Y añado otra observación señera de Fuentes en ese texto: “Los mitos siempre se han contado junto a las tumbas; Rulfo va más lejos: va dentro de las tumbas”. En ese orden, de acuerdo con tan ilustre descifrador de Pedro Páramo, se halla la médula misma de una novela que, como una tragedia griega, se erige en lo más alto del imaginario de la literatura universal: “La tierra de los muertos es el reino de Juan Rulfo y en él este autor crea y encuentra su arquetipo narrativo, un arquetipo íntimamente ligado a la dualidad padre/madre, silencio/voz”.
Todo ello tiene una gravitación muy especial para trasladar ese mundo narrativo al quehacer del cine: ¿cómo convertir tal entramado verbal en una película? La respuesta se encuentra —y de manera muy fausta— en el debut, como realizador cinematográfico, de un gran director de fotografía, también mexicano como el escritor: Rodrigo Prieto (1965), artífice, entre muchas, de obras de maestros como Alejandro González Iñárritu (Amores, perros, 21 gramos, Babel, Biutiful) y Martin Scorsese (Silencio, El lobo de Wall Street, El irlandés, Los asesinos de la luna).
Se conjugan varios factores de muy considerable valía en esta “lectura” de Pedro Páramo que, auspiciada por Netflix, ha hecho posible un maestro del lente devenido creador total; en lo primero deben resaltarse las imágenes “capturadas” por el propio realizador y con la colaboración de Nico Aguilar: contenidas, parejas, sobrias, elocuentes, que no sólo parecen susurrar a los ojos los parajes exteriores e interiores de Comala, sino que además, muy importante, hacen guiño una y otra vez, desde los colores, a las fotos en blanco y negro que hacía Juan Rulfo.
Si difícil resulta aceptar el desafío de poner rostros de actores a los de personajes, cuyos semblantes forman parte de las intimidades de tantos y tantos lectores, no por tal advertencia es imposible lograrlo: Pedro Páramo en 2024 trae a la pantalla los rasgos imaginables de aquel elusivo señor de la muerte, aparecido en 1955 a la sombra de la novela que lo resguarda, y así lo confirma la actuación de Manuel García Rulfo; otro tanto ocurre con Tenoch Huerta en la caracterización de Juan Preciado, y Mayra Batalla como Damiana Cisneros, por citar tres ejemplos.
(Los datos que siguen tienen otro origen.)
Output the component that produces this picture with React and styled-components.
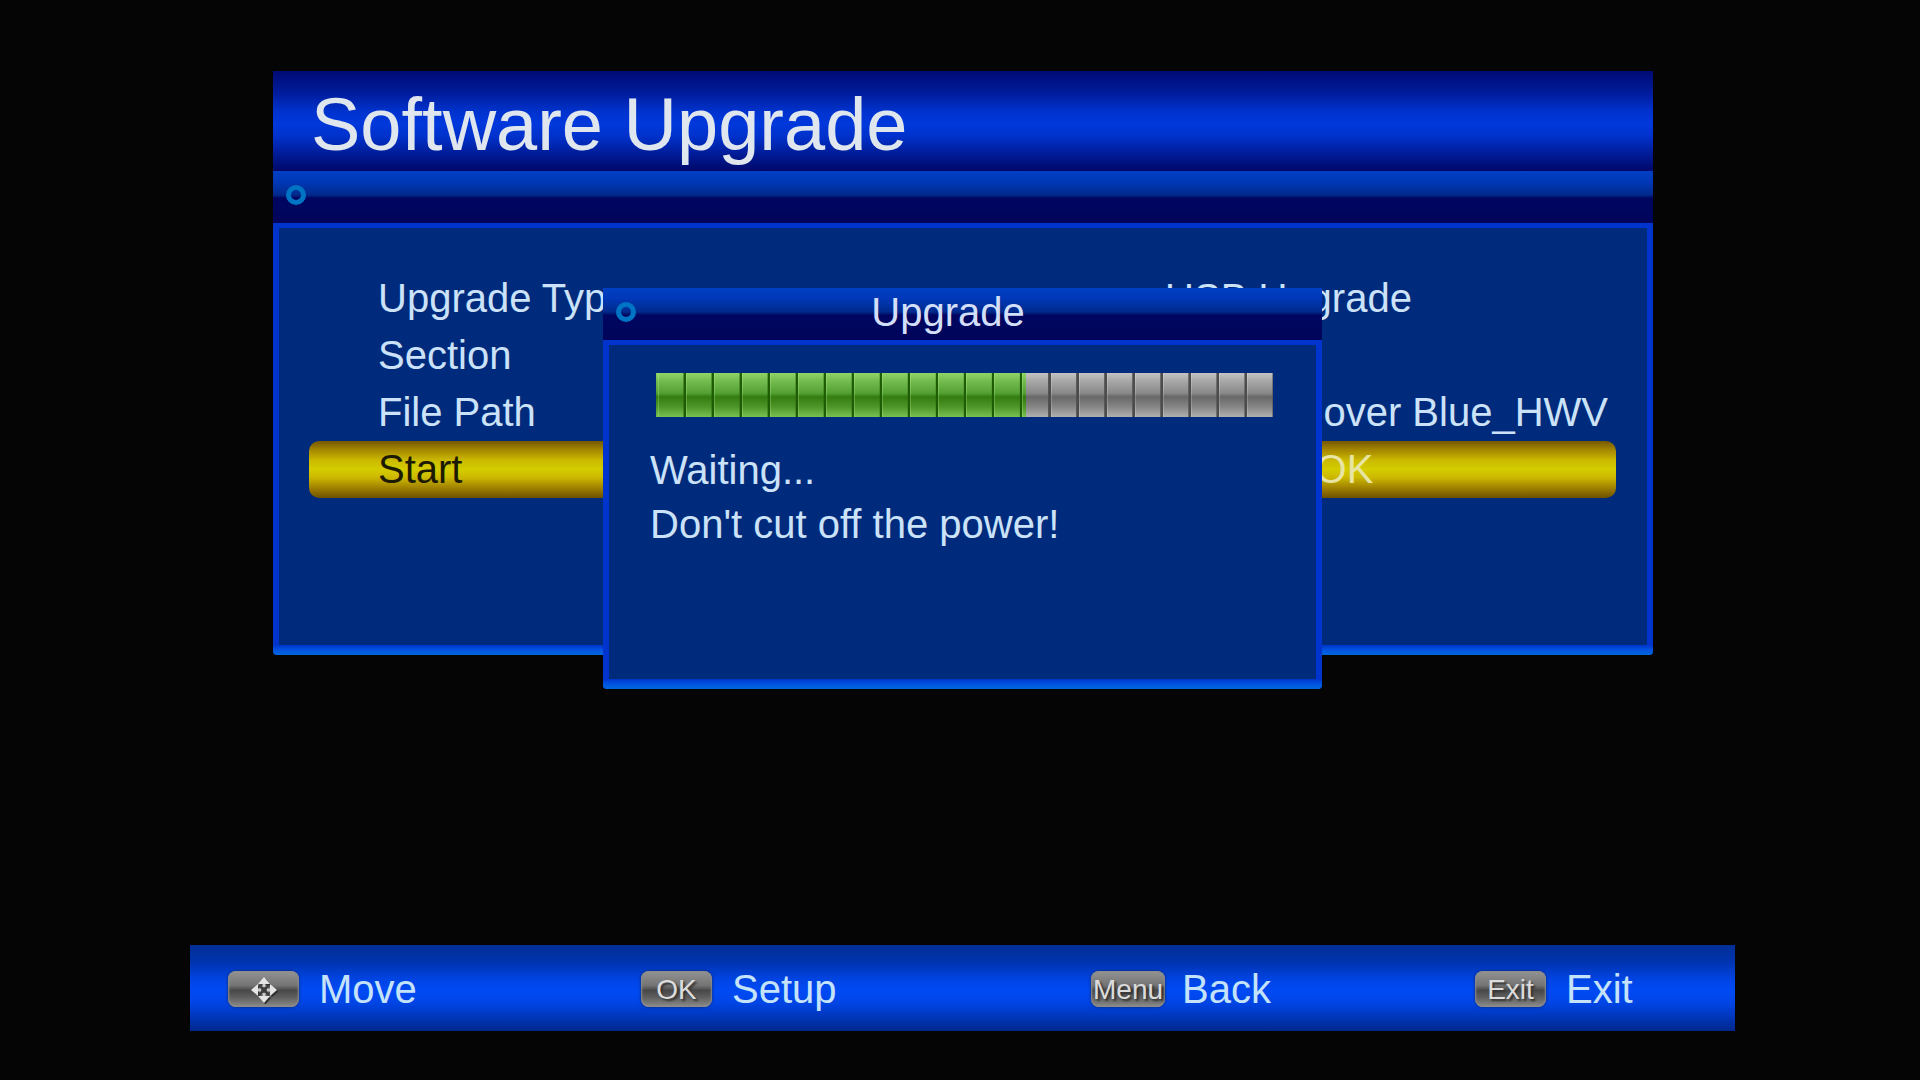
import React from "react";
import styled, { createGlobalStyle, css } from "styled-components";

const GlobalStyle = createGlobalStyle`
  *, *::before, *::after { box-sizing: border-box; }
  html, body { margin: 0; background: #050505; }
  body {
    font-family: "Liberation Sans", Arial, sans-serif;
    font-size: 40px;
    font-variant-ligatures: none;
    color: #cbe2f8;
  }
`;

const Screen = styled.div`
  display: flex;
  flex-direction: column;
  min-height: 100vh;
  padding: 71px 0 49px;
  background: #050505;
`;

const Main = styled.main`
  position: relative;
  margin: 0 267px 48px 273px;
`;

const TitleBar = styled.header`
  display: flex;
  align-items: center;
  height: 100px;
  padding: 8px 38px 0;
  background: linear-gradient(#000b74 0%, #001c9c 22%, #0032cc 40%, #0038dc 52%, #0032cc 65%, #001a94 84%, #000868 100%);
`;

const Title = styled.h1`
  margin: 0;
  font-size: 74px;
  line-height: 84px;
  font-weight: 400;
  color: #dfe6ee;
  white-space: nowrap;
`;

const WindowBar = styled.div`
  display: grid;
  grid-template-columns: 20px 1fr 20px;
  align-items: center;
  height: 52px;
  padding: 0 ${(p) => (p.$dialog ? "42px" : "13px")} 4px 13px;
  background: linear-gradient(#0040c4 0%, #0038b8 20%, #002a8c 46%, #000660 52%, #00045a 100%);
`;

const Ring = styled.span`
  width: 20px;
  height: 20px;
  border: 5px solid #0074c4;
  border-radius: 50%;
`;

const WindowTitle = styled.h2`
  margin: 0;
  font-size: 40px;
  line-height: 48px;
  font-weight: 400;
  text-align: center;
  color: #d3dff8;
`;

const WindowBody = styled.div`
  position: relative;
  min-height: ${(p) => p.$minHeight}px;
  padding: ${(p) => p.$padding};
  background: #002b7c;
  border: solid #0034cc;
  border-width: 5px 6px 0;
  border-radius: 0 0 4px 4px;

  &::after {
    content: "";
    position: absolute;
    left: -6px;
    right: -6px;
    bottom: 0;
    height: 10px;
    border-radius: 0 0 4px 4px;
    background: linear-gradient(#0034c8, #004ee0 40%, #0068dc);
  }
`;

const Settings = styled.ul`
  margin: 0;
  padding: 0;
  list-style: none;
`;

const rowStyle = css`
  display: grid;
  grid-template-columns: 1fr 1fr;
  align-items: center;
  width: 100%;
  height: 57px;
  margin: 0;
  padding: 0 8px 0 69px;
  border: 0;
  font: inherit;
  line-height: 57px;
  text-align: left;
  color: inherit;
  background: none;
`;

const Row = styled.div`
  ${rowStyle}
`;

const SelectedRow = styled.button`
  ${rowStyle}
  border-radius: 10px;
  color: #1c1a00;
  background: linear-gradient(#745800 0%, #a68800 16%, #ccbc00 35%, #d4cc00 50%, #ccb800 64%, #9c7c00 84%, #6c5000 100%);
`;

const Value = styled.span`
  text-align: ${(p) => p.$align || "center"};
  padding: 0 ${(p) => p.$after || 0}px 0 ${(p) => p.$before || 0}px;
  white-space: nowrap;
  color: ${(p) => (p.$selected ? "#e8e4a4" : "inherit")};
`;

const Dialog = styled.section`
  position: absolute;
  top: 217px;
  left: 330px;
  right: 331px;
`;

/* Twenty-two cells across the track; the filled part spans 60% of them. */
const greyCells = css`
  background:
    repeating-linear-gradient(90deg, #ffffff33 0 1px, transparent 1px calc(100% / 22 - 3px), #4c4c4c calc(100% / 22 - 2px) calc(100% / 22)) 2px 0 no-repeat,
    linear-gradient(#c4c4c4 0%, #a8a8a8 18%, #888888 46%, #686868 54%, #848484 76%, #b0b0b0 100%);
`;

const greenCells = css`
  background:
    repeating-linear-gradient(90deg, #c8ff9844 0 1px, transparent 1px calc(100% / 13.2 - 3px), #1f5c06 calc(100% / 13.2 - 2px) calc(100% / 13.2)) 2px 0 no-repeat,
    linear-gradient(#90d468 0%, #74bc50 18%, #54a034 46%, #347c10 54%, #4c9428 76%, #78c050 100%);
`;

const Progress = styled.progress`
  appearance: none;
  display: block;
  width: 100%;
  height: 44px;
  border: 0;

  &::-webkit-progress-bar { ${greyCells} }
  &::-webkit-progress-value { ${greenCells} }
`;

const Message = styled.p`
  margin: 26px -6px 0;
  line-height: 54px;
`;

const HelpBar = styled.footer`
  display: grid;
  grid-template-columns: 413fr 450fr 384fr 260fr;
  align-items: center;
  height: 86px;
  margin: auto 185px 0 190px;
  padding: 2px 0 0 38px;
  background: linear-gradient(#002e94 0%, #0034b0 20%, #0044e4 40%, #004af4 54%, #0044e4 68%, #0034b4 86%, #00288c 100%);
`;

const Hint = styled.button`
  display: grid;
  grid-template-columns: 91px auto;
  justify-content: start;
  align-items: center;
  padding: 0;
  border: 0;
  background: none;
  font: inherit;
  line-height: 46px;
  text-align: left;
  color: #c4e2fa;
`;

const Key = styled.kbd`
  display: flex;
  align-items: center;
  justify-content: center;
  justify-self: start;
  min-width: 71px;
  height: 36px;
  padding: 2px 2px 0;
  border-radius: 8px;
  font-family: inherit;
  font-size: 28px;
  line-height: 32px;
  color: #dcdcdc;
  text-shadow: 2px 2px 2px #333333;
  background: linear-gradient(#949494 0%, #747474 40%, #484848 54%, #606060 74%, #8c8c8c 100%);
  box-shadow: inset 0 0 2px 1px #8c8c8c, 0 0 3px #10285c;
`;

const ArrowsIcon = () => (
  <svg width="28" height="28" viewBox="0 0 28 28" aria-hidden="true">
    <g fill="#303030" transform="translate(1.5 1.5)">
      <path d="M14 1l6 7H8zM14 27l6-7H8zM1 14l7-6v12zM27 14l-7-6v12z" />
    </g>
    <path d="M9 9h10v10H9z" fill="#5c5c5c" />
    <path d="M9 9l10 10M19 9L9 19" stroke="#3c3c3c" strokeWidth="2" />
    <path d="M12.500 8h3v3h-3zM12.500 17h3v3h-3zM8 12.500h3v3H8zM17 12.500h3v3h-3z" fill="#c8c8c8" />
    <path d="M14 1l6 7H8zM14 27l6-7H8zM1 14l7-6v12zM27 14l-7-6v12z" fill="#e4e4e4" />
  </svg>
);

const hints = [
  { key: <ArrowsIcon />, label: "Move" },
  { key: "OK", label: "Setup" },
  { key: "Menu", label: "Back" },
  { key: "Exit", label: "Exit" },
];

export default function App() {
  return (
    <Screen>
      <GlobalStyle />
      <Main>
        <TitleBar>
          <Title>Software Upgrade</Title>
        </TitleBar>
        <WindowBar>
          <Ring />
        </WindowBar>
        <WindowBody $minHeight={432} $padding="42px 31px 0 30px">
          <Settings>
            <li>
              <Row>
                <span>Upgrade Type</span>
                <Value $after={24}>USB Upgrade</Value>
              </Row>
            </li>
            <li>
              <Row>
                <span>Section</span>
              </Row>
            </li>
            <li>
              <Row>
                <span>File Path</span>
                <Value $align="right">over Blue_HWV</Value>
              </Row>
            </li>
            <li>
              <SelectedRow type="button">
                <span>Start</span>
                <Value $before={88} $selected>OK</Value>
              </SelectedRow>
            </li>
          </Settings>
        </WindowBody>
        <Dialog role="dialog" aria-labelledby="upgrade-title">
          <WindowBar $dialog>
            <Ring />
            <WindowTitle id="upgrade-title">Upgrade</WindowTitle>
          </WindowBar>
          <WindowBody $minHeight={349} $padding="28px 43px 0 47px">
            <Progress value={60} max={100} aria-label="Upgrade progress" />
            <Message>
              Waiting...
              <br />
              Don't cut off the power!
            </Message>
          </WindowBody>
        </Dialog>
      </Main>
      <HelpBar>
        {hints.map((hint) => (
          <Hint type="button" key={hint.label}>
            <Key>{hint.key}</Key>
            <span>{hint.label}</span>
          </Hint>
        ))}
      </HelpBar>
    </Screen>
  );
}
Rodrigo Prieto logra, con impecable sabiduría visual, atinado orden expresivo, y hondo dominio textual, el laurel para Pedro Páramo como película, y se puede apreciar que conoce de memoria sus palabras y sus silencios, para retar al espíritu de García Márquez, quien decía que “podía recitar el libro completo, al derecho y al revés, sin una falla apreciable”. Jorge Luis Borges, en prólogo que le escribiera, dice que es “una de las mejores novelas de las literaturas de lengua hispánica, y aun de la literatura”, y ello resalta al volver a Comala con Pedro Páramo.